Harald Karger

Personal information
- Full name: Harald Karger
- Date of birth: 14 October 1956 (age 69)
- Place of birth: Weilburg, West Germany
- Position: Striker

Youth career
- TuS Waldhausen
- 0000–1979: FC Burgsolms

Senior career*
- Years: Team / Apps / (Gls)
- 1979–1983: Eintracht Frankfurt / 28 / (9)
- 1983–1984: SV Wiesbaden
- 1984–1987: SpVgg EGC Wirges
- 1987: VfL Bad Ems
- 1989: FC Werdorf

Managerial career
- 2000–2010: Eintracht Frankfurt (Youth)

= Harald Karger =

German footballer

Harald Karger (born 14 October 1956 in Weilburg) is a former German footballer.

==Playing career==
Karger moved from amateur club FC Burgsolms to the Bundesliga side Eintracht Frankfurt in 1979. The qualified mail man scored nine goals in 23 appearances in his first season. In the UEFA cup Karger netted as well for his club and he scored in the first leg of the 1980 UEFA Cup Final against Borussia Mönchengladbach.
The rising star suffered a collateral ligament damage in this match, which meant he missed the second leg. He only made a handful of further Bundesliga appearances after this injury. He was on the bench when Frankfurt won the 1981 DFB-Pokal Final the following season.
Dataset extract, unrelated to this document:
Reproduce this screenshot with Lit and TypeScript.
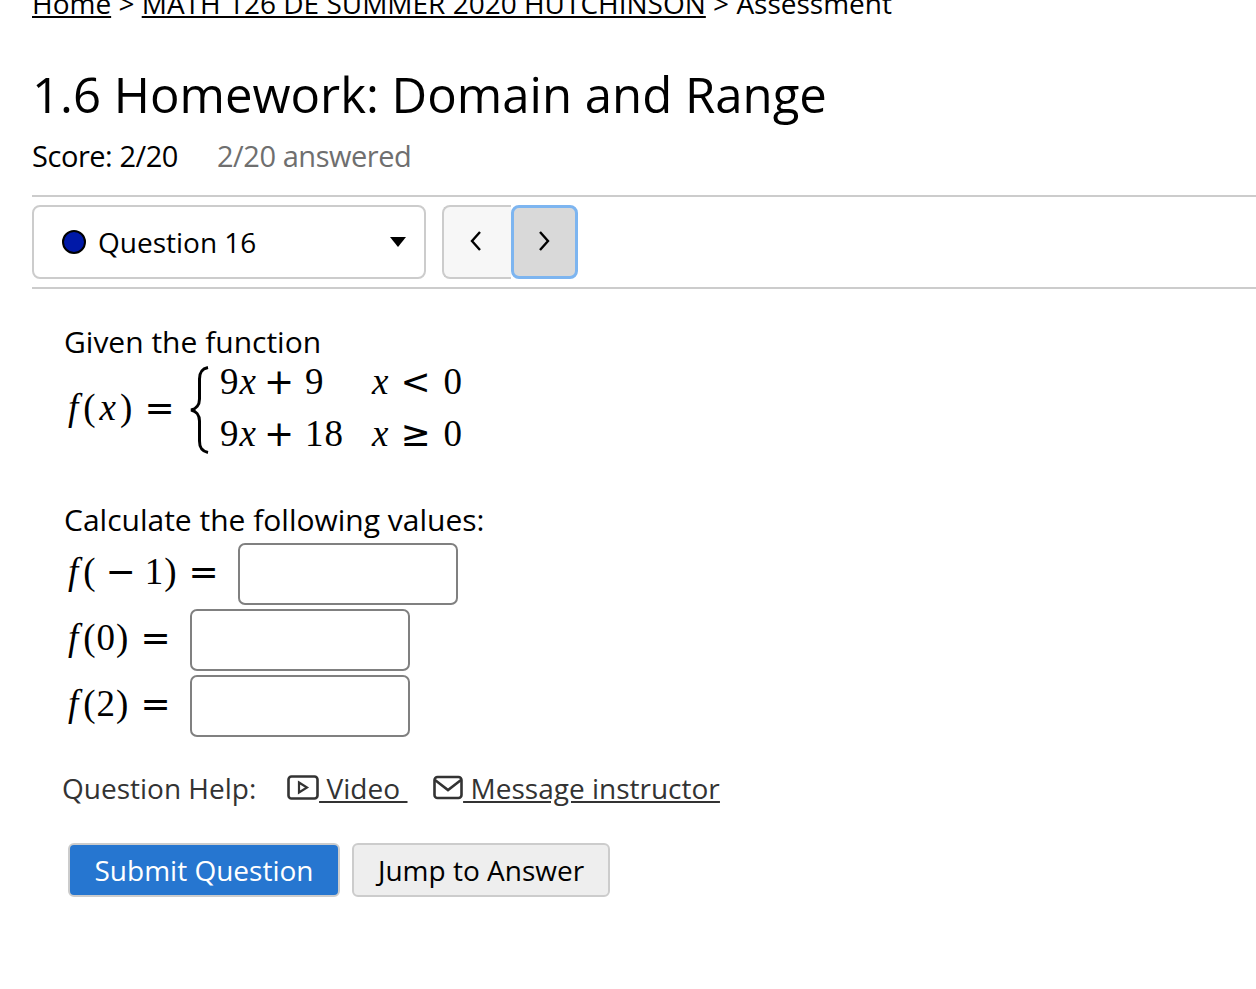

Because of his heading strength, Karger was awarded the nickname Schädel-Harry (Skull Harry) by journalists.

==Manager career==
After initial tenures at some local amateur clubs, Karger is one of twenty youth coaches in the football academy of Eintracht Frankfurt and works together with former Eintracht players like Charly Körbel, Ralf Weber and Norbert Nachtweih.